Die Überglücklichen

Die Überglücklichen

In der Komödie fliehen zwei Frauen aus der Psychiatrie, um auf einer Reise durch die Toskana die Ursachen ihrer Krisen zu ergründen.

30.09.2016

Von Klaus-Peter Eichele

In der Toskana ist alles ein bisschen schöner, sogar die Psychiatrie. Die Klinik, anfänglicher Schauplatz des Films von Paolo Virzì („Süße Gier“), liegt idyllisch auf einem alten Landgut. Innerhalb der Mauern herrscht ein vergleichsweise liberales Regime, unter dem sich die Patientin Maria (Valeria Bruni Tedeschi) folgenlos als Oberaufseherin aufspielen oder zum Jetset-Promi stilisieren kann. Tatsächlich leidet sie an einer bipolaren Störung, deren Folge-Eskapaden ihre großbürgerliche Familie bewogen haben, sie aus dem Verkehr zu ziehen. Ganz anders gestrickt ist die frisch eingewiesene Donnatella. Die junge Frau (Micaela Ramazzotti) kommt aus zerrütteten familiären Verhältnissen und hat sich als Stripperin durchs Leben geschlagen. Jetzt ergibt sie sich still ihrer Depression, während die andere mit aufgekratztem Größenwahn dem Eingesperrtsein trotzt.

Mit ihrer manipulativen Art bringt Maria ihre Mitpatientin dazu, gemeinsam das Weite zu suchen – „um das Glück zu finden“, wie sie großspurig verspricht, dabei aber vor allem ihr eigenes im Auge hat. Im Bus, per Anhalter und im geklauten Auto driftet das ungleiche Gespann zunächst ziellos durch die Toskana. Es folgen Konfrontationen mit beider Vergangenheit, ehe die Flucht eine eindeutige Richtung bekommt: Donatella will ihren Sohn wiedersehen, der ihr nach einem erweiterten Suizidversuch weggenommen wurde.

Traumwandlerisch sicher kombiniert Regisseur Virzì die schelmenkomödiantischen Aspekte des Ausbruchs mit dem ernsthaften Blick auf die psychischen Krisen, in der sich die Frauen befinden. Oft regiert der Witz, wenn die egomanische Quasselstrippe und das in sich gekehrte Nervenbündel im Edelrestaurant die Zeche prellen oder Maria einen Bankdirektor, der ihr kein Geld leihen will, zur Schnecke macht. Parallel kommen aber auch die üblen Vorgeschichten sowie familiäre und gesellschaftliche Verhältnisse, die Menschen in den Wahnsinn treiben, zum Vorschein. Atmosphärisch lässt sich Virzì von den sprunghaft wechselnden Stimmungen seiner Protagonistinnen, die einander mal ganz nah, dann wieder vollkommen fremd sind, leiten.
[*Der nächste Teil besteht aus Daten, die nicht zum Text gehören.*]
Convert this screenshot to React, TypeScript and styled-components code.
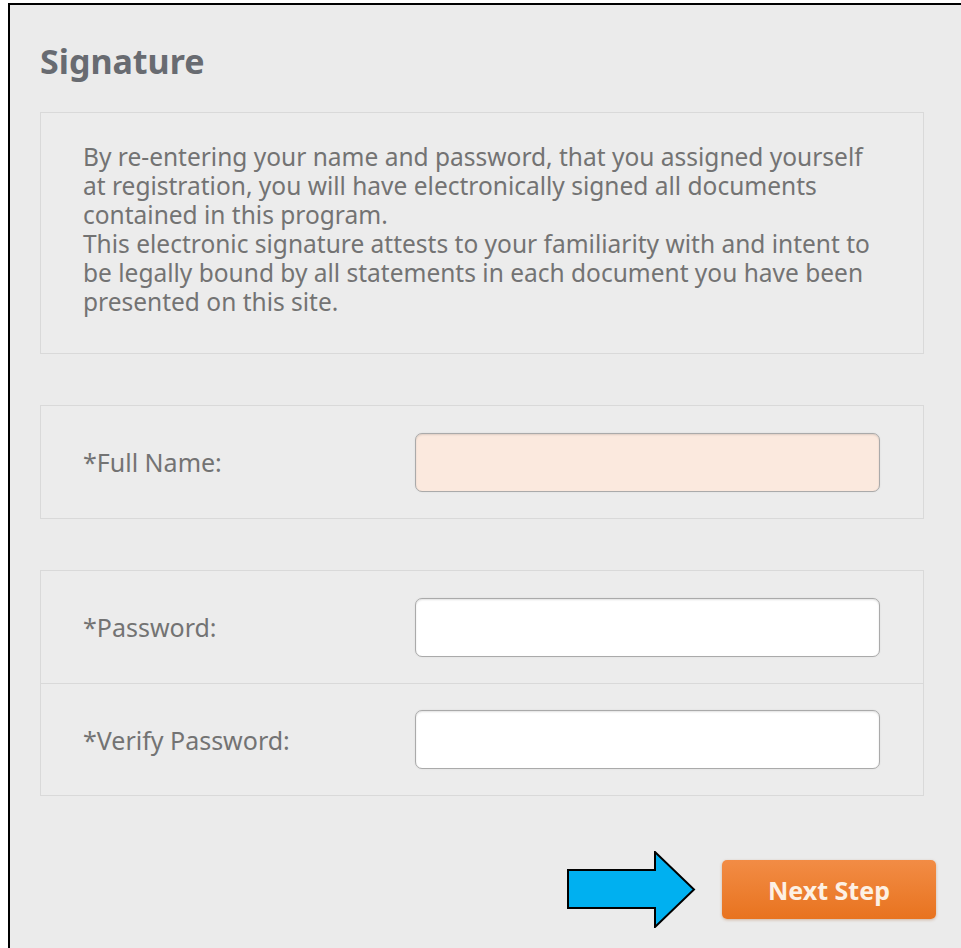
import styled, { createGlobalStyle } from 'styled-components'

const GlobalStyle = createGlobalStyle`
  html, body {
    margin: 0;
    padding: 0;
    background: #ffffff;
    overflow: hidden;
  }
  body {
    font-family: 'Noto Sans', 'Open Sans', 'Liberation Sans', sans-serif;
  }
`

const PANEL_BG = '#ebebeb'
const BOX_BG = '#ececec'
const BOX_BORDER = '#d9d9d9'
const TEXT = '#737373'

const Frame = styled.div`
  margin: 3px 0 0 8px;
  height: calc(100vh - 3px);
  box-sizing: border-box;
  border-top: 2px solid #000;
  border-left: 2px solid #000;
  background: ${PANEL_BG};
  padding: 36px 37px 0 30px;
  display: flex;
  flex-direction: column;
`

const Title = styled.h2`
  margin: 0 0 31px;
  font-size: 34px;
  line-height: 40px;
  font-weight: 700;
  color: #686b71;
`

const Box = styled.section`
  background: ${BOX_BG};
  border: 1px solid ${BOX_BORDER};
  margin-bottom: 51px;
`

const Notice = styled.div`
  padding: 29px 42px 37px;
  font-size: 24.5px;
  line-height: 29px;
  color: ${TEXT};
`

const Row = styled.div<{ $divider?: boolean }>`
  display: flex;
  align-items: center;
  height: 112px;
  box-sizing: border-box;
  padding: 0 43px 0 42px;
  border-top: ${(p) => (p.$divider ? `1px solid ${BOX_BORDER}` : 'none')};
`

const Label = styled.label`
  width: 332px;
  font-size: 25px;
  color: ${TEXT};
`

const Field = styled.input<{ $filled?: boolean }>`
  flex: 1;
  height: 59px;
  box-sizing: border-box;
  border: 1px solid #aaaaaa;
  border-radius: 7px;
  background: ${(p) => (p.$filled ? '#fbe9de' : '#ffffff')};
  box-shadow: inset 0 1px 2px rgba(0, 0, 0, 0.12),
    0 0 2px rgba(0, 0, 0, 0.08);
  outline: none;
`

const Footer = styled.div`
  display: flex;
  align-items: center;
  justify-content: flex-end;
  gap: 26px;
  margin: 4px -12px 0 0;
`

const NextButton = styled.button`
  width: 214px;
  height: 59px;
  border: none;
  border-radius: 5px;
  background: linear-gradient(#f28c45, #e8731f);
  box-shadow: 0 1px 3px rgba(160, 80, 20, 0.35);
  color: #fdf1e4;
  font-family: 'Noto Sans', 'Open Sans', sans-serif;
  font-size: 25px;
  font-weight: 700;
  cursor: pointer;
`

const Pointer = () => (
  <svg width="129" height="77" viewBox="0 0 129 77">
    <polygon
      points="1,19 88,19 88,1 127,38.5 88,76 88,57 1,57"
      fill="#00b0f0"
      stroke="#000"
      strokeWidth="2"
      strokeLinejoin="miter"
    />
  </svg>
)

export default function App() {
  return (
    <>
      <GlobalStyle />
      <Frame>
        <Title>Signature</Title>
        <Box>
          <Notice>
            By re-entering your name and password, that you assigned yourself
            at registration, you will have electronically signed all documents
            contained in this program.
            <br />
            This electronic signature attests to your familiarity with and
            intent to be legally bound by all statements in each document you
            have been presented on this site.
          </Notice>
        </Box>
        <Box>
          <Row>
            <Label>*Full Name:</Label>
            <Field $filled />
          </Row>
        </Box>
        <Box>
          <Row>
            <Label>*Password:</Label>
            <Field type="password" />
          </Row>
          <Row $divider>
            <Label>*Verify Password:</Label>
            <Field type="password" />
          </Row>
        </Box>
        <Footer>
          <Pointer />
          <NextButton type="button">Next Step</NextButton>
        </Footer>
      </Frame>
    </>
  )
}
Letzten Endes erweist sich die Flucht in die vermeintliche Freiheit als heilsame Angelegenheit. Auf nicht immer angenehme Art und oft unbewusst helfen die Schicksalsgefährtinnen einander, tief in sich hineinzuschauen, verdrängten Gefühlen auf die Spur zu kommen und ihr Verhalten auf den Prüfstand zu stellen. Anders als viele Filme ähnlichen Strickmusters spielt Virzì Selbsttherapie und Psychiatrie jedoch nicht gegeneinander aus – beides hat in der Lesart des Films seinen Nutzen. „Die Überglücklichen“ ist das Paradox eines der Wirklichkeit verpflichteten Wohlfühlfilms.

Zwei Frauen finden auf der Flucht aus der Psychiatrie zwar nicht das Glück, aber vielleicht den Schlüssel zur Heilung.